Judicial notice in Washington, D.C.
Judicial notice is a legal doctrine that allows a court to recognize and accept certain facts as true without requiring formal evidence. The doctrine only applies when a fact is generally known or can be accurately and readily determined from reliable sources. Manuel Mejia-Cortez v. District of Columbia, 256 A.3d 210, 215 (D.C. 2021); Broome v. United States, 240 A.3d 35, 43 (D.C. 2020); In re A.B., 955 A.2d 161, 167 (D.C. 2008). See also Federal Rule of Evidence 201 (Judicial Notice of Adjudicative Facts).

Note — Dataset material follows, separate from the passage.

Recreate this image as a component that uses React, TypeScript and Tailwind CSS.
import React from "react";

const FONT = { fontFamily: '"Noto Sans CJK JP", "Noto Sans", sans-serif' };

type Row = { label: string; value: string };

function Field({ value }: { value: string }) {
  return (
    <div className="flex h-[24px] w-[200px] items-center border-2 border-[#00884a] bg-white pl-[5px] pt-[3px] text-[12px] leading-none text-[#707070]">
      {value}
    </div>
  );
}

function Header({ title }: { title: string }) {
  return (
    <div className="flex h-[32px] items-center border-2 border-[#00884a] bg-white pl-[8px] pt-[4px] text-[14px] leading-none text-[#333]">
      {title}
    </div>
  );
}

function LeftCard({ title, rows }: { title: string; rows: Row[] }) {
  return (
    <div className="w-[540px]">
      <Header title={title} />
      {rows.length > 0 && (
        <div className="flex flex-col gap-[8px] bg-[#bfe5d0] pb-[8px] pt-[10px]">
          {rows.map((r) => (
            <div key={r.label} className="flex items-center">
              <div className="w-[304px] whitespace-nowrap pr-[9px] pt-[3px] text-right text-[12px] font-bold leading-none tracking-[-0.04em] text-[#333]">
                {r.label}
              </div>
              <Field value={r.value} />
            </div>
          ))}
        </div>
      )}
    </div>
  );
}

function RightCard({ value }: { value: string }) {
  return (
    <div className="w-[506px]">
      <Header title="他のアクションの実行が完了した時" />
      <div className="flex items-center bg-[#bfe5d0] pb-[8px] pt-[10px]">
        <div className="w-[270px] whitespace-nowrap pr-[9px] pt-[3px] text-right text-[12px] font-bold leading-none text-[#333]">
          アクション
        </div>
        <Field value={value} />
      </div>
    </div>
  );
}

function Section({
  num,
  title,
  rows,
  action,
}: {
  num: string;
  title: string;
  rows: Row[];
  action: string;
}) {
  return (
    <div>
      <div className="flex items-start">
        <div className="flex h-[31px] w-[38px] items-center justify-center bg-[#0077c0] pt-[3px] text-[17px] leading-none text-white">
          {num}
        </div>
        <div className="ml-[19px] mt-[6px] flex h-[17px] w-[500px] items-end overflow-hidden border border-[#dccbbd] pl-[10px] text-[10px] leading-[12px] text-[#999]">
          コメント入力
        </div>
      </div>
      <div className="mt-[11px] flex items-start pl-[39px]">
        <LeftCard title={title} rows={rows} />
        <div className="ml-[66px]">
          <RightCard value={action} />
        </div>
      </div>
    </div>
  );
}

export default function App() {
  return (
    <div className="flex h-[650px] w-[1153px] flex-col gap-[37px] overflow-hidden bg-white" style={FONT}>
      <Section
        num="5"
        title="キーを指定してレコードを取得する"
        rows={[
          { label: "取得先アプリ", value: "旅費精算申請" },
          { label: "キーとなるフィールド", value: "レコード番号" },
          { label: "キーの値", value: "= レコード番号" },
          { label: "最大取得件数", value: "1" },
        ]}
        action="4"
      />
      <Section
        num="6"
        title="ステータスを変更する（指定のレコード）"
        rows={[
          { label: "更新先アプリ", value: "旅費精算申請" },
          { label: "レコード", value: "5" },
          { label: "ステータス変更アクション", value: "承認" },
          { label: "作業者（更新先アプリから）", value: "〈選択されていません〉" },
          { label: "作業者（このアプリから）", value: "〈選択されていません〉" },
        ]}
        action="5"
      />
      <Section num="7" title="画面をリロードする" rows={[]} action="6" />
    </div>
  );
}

The purpose of judicial notice is to streamline the judicial process by eliminating the need for formal proof of facts that are already well-known or easily verifiable. As McCormick on Evidence has put it, the “oldest and plainest ground for judicial notice is that the fact is so commonly known in the community as to make it unprofitable to require proof, and so certainly known as to make it indisputable among reasonable men.” For example, the court could take judicial notice that the earth revolves around the sun.

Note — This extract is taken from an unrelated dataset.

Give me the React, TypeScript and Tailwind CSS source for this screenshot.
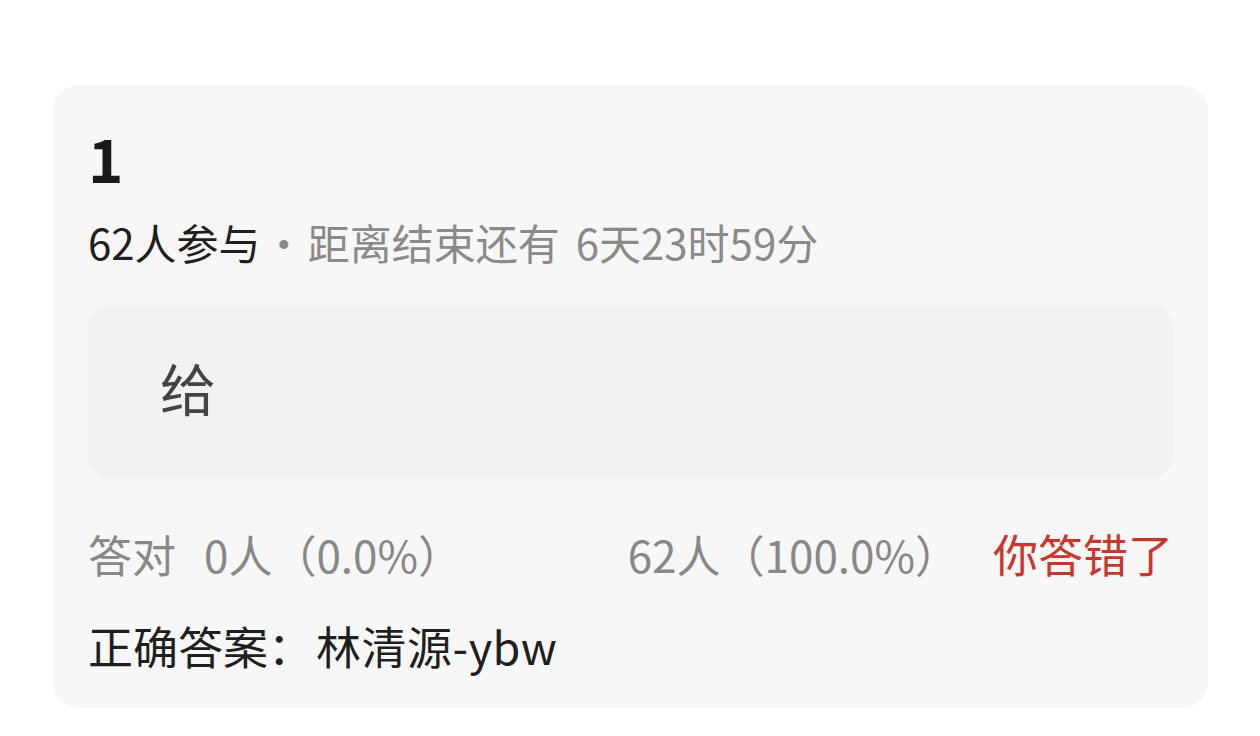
import React from "react";

export default function App() {
  const font = { fontFamily: '"Noto Sans CJK SC", "Noto Sans", sans-serif' };
  return (
    <div className="w-[1260px] h-[736px] bg-white overflow-hidden" style={font}>
      <div className="pt-[85px] pl-[53px] pr-[52px]">
        <div className="bg-[#f7f7f7] rounded-[26px] px-[35px] pt-[36px] pb-[34px]">
          <div className="text-[60px] leading-[72px] font-semibold text-[#1a1a1a]">1</div>
          <div className="mt-[21px] text-[42px] leading-[56px] flex items-center whitespace-nowrap">
            <span className="text-[#1f1f1f]">62人参与</span>
            <span className="text-[#8a8a8a] ml-[2px] mr-[3px]">·</span>
            <span className="text-[#8a8a8a]">距离结束还有</span>
            <span className="text-[#8a8a8a] ml-[16px]">6天23时59分</span>
          </div>
          <div className="mt-[35px] h-[173px] bg-[#f2f2f2] rounded-[22px] flex items-center pl-[72px] pb-[10px]">
            <span className="text-[56px] leading-[64px] text-[#444444]">给</span>
          </div>
          <div className="mt-[48px] flex items-center justify-between text-[44px] leading-[56px] whitespace-nowrap">
            <div className="flex items-center text-[#888888]">
              <span>答对</span>
              <span className="ml-[28px]">0人（0.0%）</span>
            </div>
            <div className="flex items-center">
              <span className="text-[#888888]">62人（100.0%）</span>
              <span className="ml-[34px] text-[45px] text-[#c8362e]">你答错了</span>
            </div>
          </div>
          <div className="mt-[36px] text-[45px] leading-[56px] text-[#1f1f1f] whitespace-nowrap flex items-center">
            <span>正确答案：</span>
            <span className="ml-[3px] tracking-[0.5px]">林清源-ybw</span>
          </div>
        </div>
      </div>
    </div>
  );
}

The court may take judicial notice on its own initiative and at any stage of the proceeding, including after the evidence has been closed. Alternatively, it can take judicial notice at the request of one of the parties provided that the judge is also supplied with the necessary information.
An “adjudicative fact” is defined as a “controlling or operative fact,” the acceptance of which can affect the outcome of the proceeding. This is in contrast to a “legislative fact”; that is, a fact “that triggers a particular legal consequence, whether or not the actor intended that effect.” Blacks Law Dictionary.